A heart softening after years of bitterness.
A man choosing truth when he’s spent his whole life hiding.
A marriage still standing when it had every reason to collapse.
A person still praying when it feels like their prayers are bouncing off the ceiling.
A kid deciding to forgive.
A woman deciding to get up again.
A soul coming back to life one small decision at a time.
Those are resurrections too. And I wonder how many times I’ve been standing right next to one and didn’t even recognize it. I wonder how many miracles are happening in people’s lives that I’ve chalked up to “they’re doing better” or “time healed it” when the truth is God was working the whole time. God was rebuilding something I couldn’t see.

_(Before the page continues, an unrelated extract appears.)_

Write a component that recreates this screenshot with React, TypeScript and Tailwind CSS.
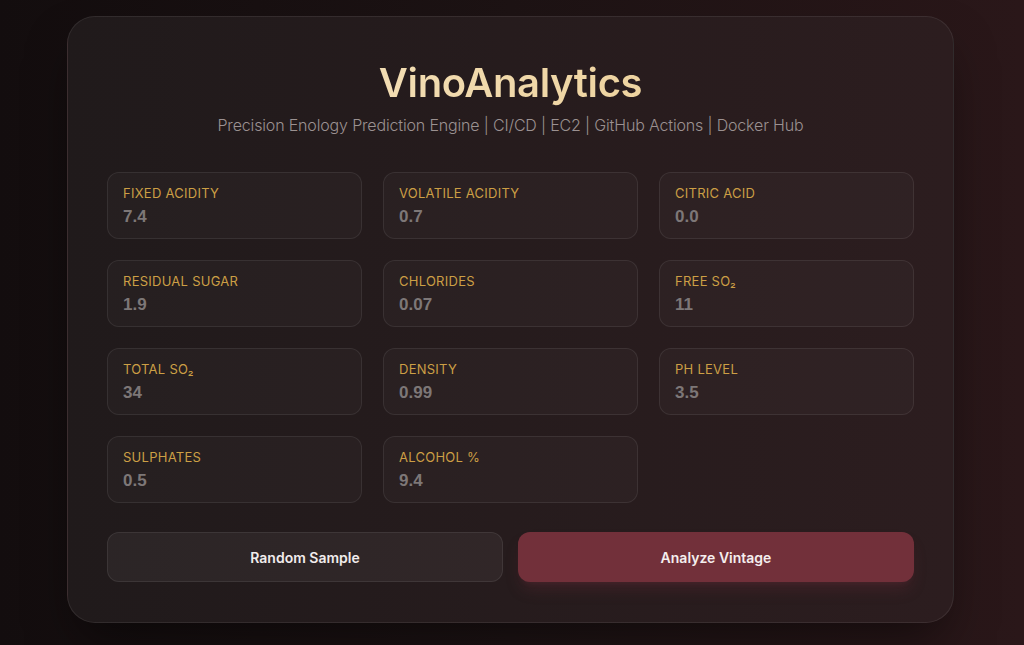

Joseph’s story is not just redemption. It’s resurrection. It’s proof that God can take what looks dead, buried, forgotten, and finished and bring it back to life with purpose. Joseph didn’t claw his way out. God raised him up. God redeemed what evil meant for destruction and turned it into salvation.
And that’s why Joseph’s story parallels Jesus so powerfully. Joseph goes from the pit to the palace and becomes the one who saves others from famine. Jesus goes from the cross to the throne and becomes the One who saves us all through forgiveness. Both stories remind me that God is not just restoring circumstances. He is restoring people. He is bringing the dead back to life.
Matthew talks about the seed and the soil, and Joseph is the picture of good soil. The seed went deep. It took root. It produced fruit. Not because life was easy, but because his faith had depth.
And Galatians ties it all together. We reap what we sow. If we sow to the flesh, we reap destruction. If we sow to the Spirit, we reap life. And the line that keeps echoing for me is this: let us not become weary in doing good, for at the proper time we will reap a harvest if we do not give up.
Maybe that’s the miracle I need to see today. Not just Joseph’s redemption, but the fact that God is still doing that same kind of work all around me. In me. In others. Even when it looks like nothing is happening.
Joseph didn’t give up. God didn’t forget. And redemption came right on time.